Brasel credits her father with equipping her with determination to never give up; even when she was homeless.

 

“I’m going to credit my background,” she said.

 

Watching her parent’s work ethic set her up for her thirst for knowledge and success.

 

“My career in the Air Force even though I started at age 50 I feel was on a fast track,” said Brasel. “In 4 1/2 years I went from not knowing anything to being at headquarters, but I was a quick study.”

 

Armed with passion for teaching children, Brasel dived in to working with them on acquiring the tools they needed to succeed in life.
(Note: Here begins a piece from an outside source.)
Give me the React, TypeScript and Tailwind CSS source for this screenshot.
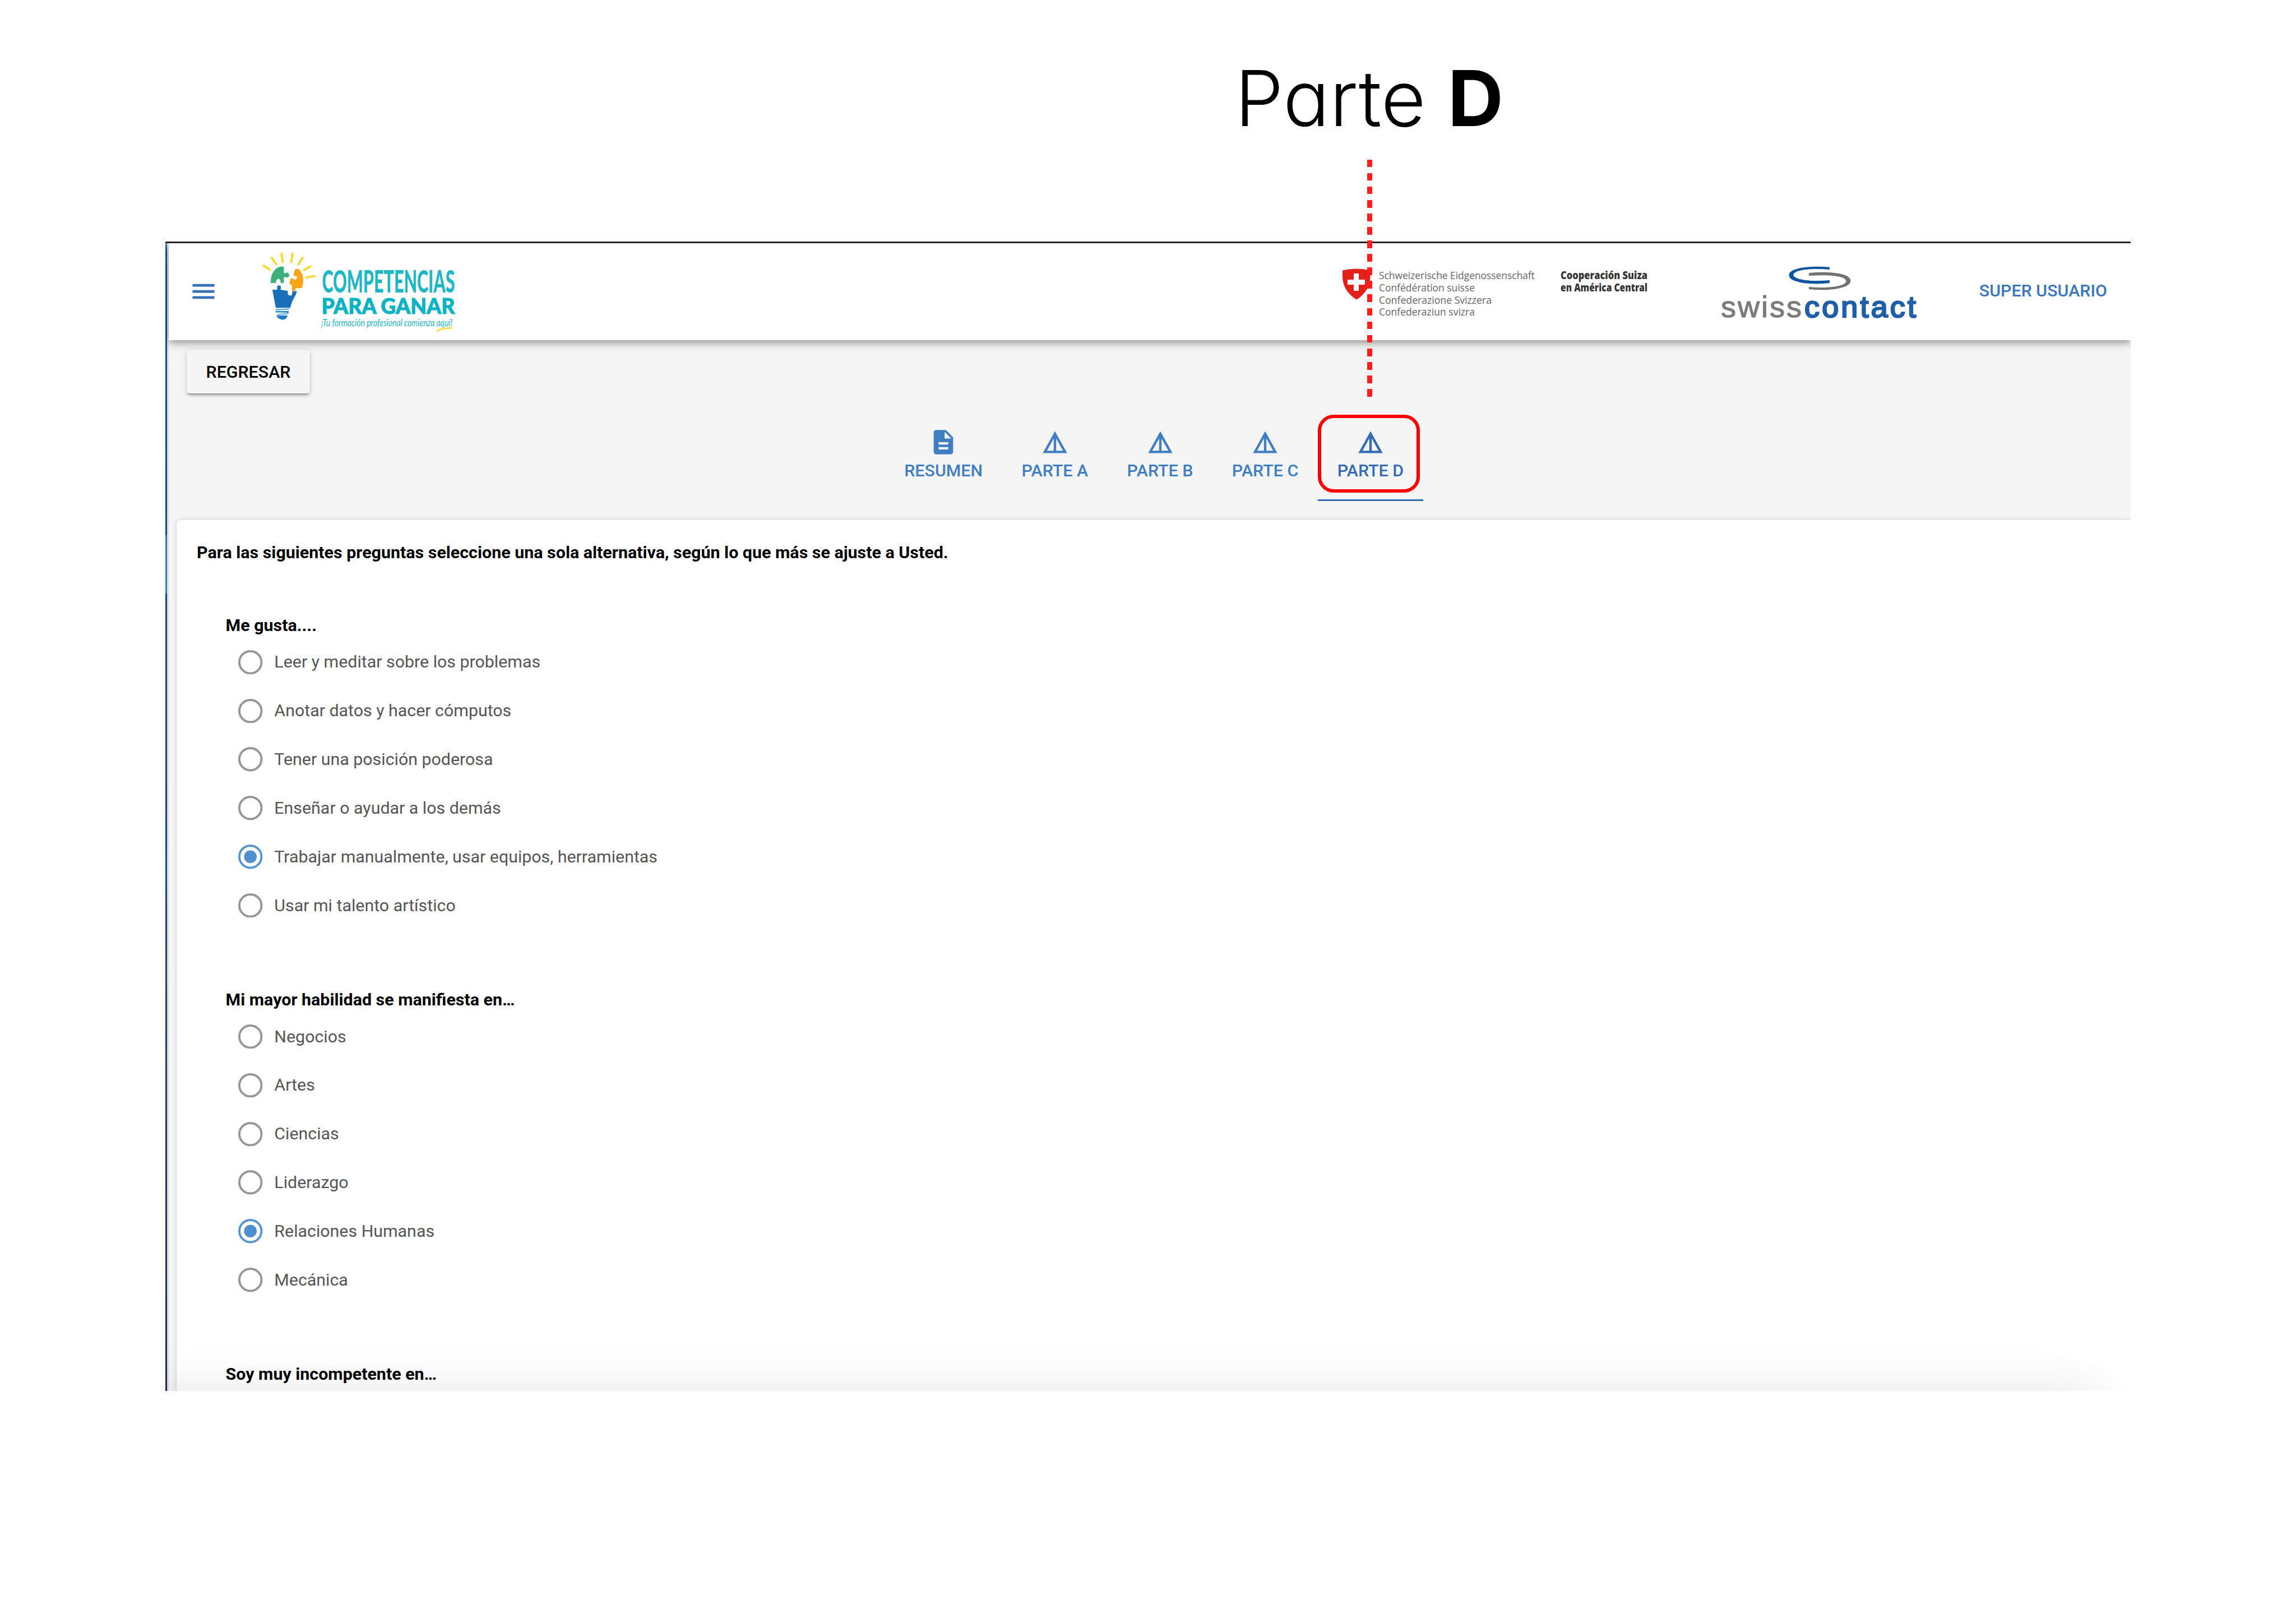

School age children were her first love.

 

“School age kids need more hands on, engaging activity; they need cool stuff to get their attention,” Brasel said. [Activities such as crafting, theater, cooking, computer coding, photography and athletics are common staples at the youth center

Brasel’s colleagues agree she attacks her duties with vigor.

 

“She has a cool tendency to sell you on an idea or direction that she observed the children doing and for no odd reason she had a bag of tricks back at home; the materials, the supplies and the resources,” said Thomas Lynds, information and technology staffer at the Lackland Youth Center. “With the children, they all know who she is. If they can sell her on the idea, she can make it happen,” he added.

 

Brasel’s creative energy spread throughout the building.

 

“It was really great to have someone who believed in me,” said Franco Fernandez, an assistant with the child and youth program.

 

Fernandez was a student at the youth center before joining the team and has been teaching children cooking, computer coding and positive people skills since 2011.

 

The now retired civil servant said she loves the children she worked with during this career chapter.

 

Her career path and her lane in life have brought her to this current chapter. Brasel said now that she is retired she’s still going to be busy.

 

Brasel has been training and showing dogs since she was 18 so she wants to continue that and start a non-profit organization to train dogs for wounded warriors, which will keep her involved with her military family. She will also do some consulting work for the San Antonio Boys and Girls clubs, as well as consider other options that come her way.

 

“I’m not worried…God has taken great care of me to this point,” she said.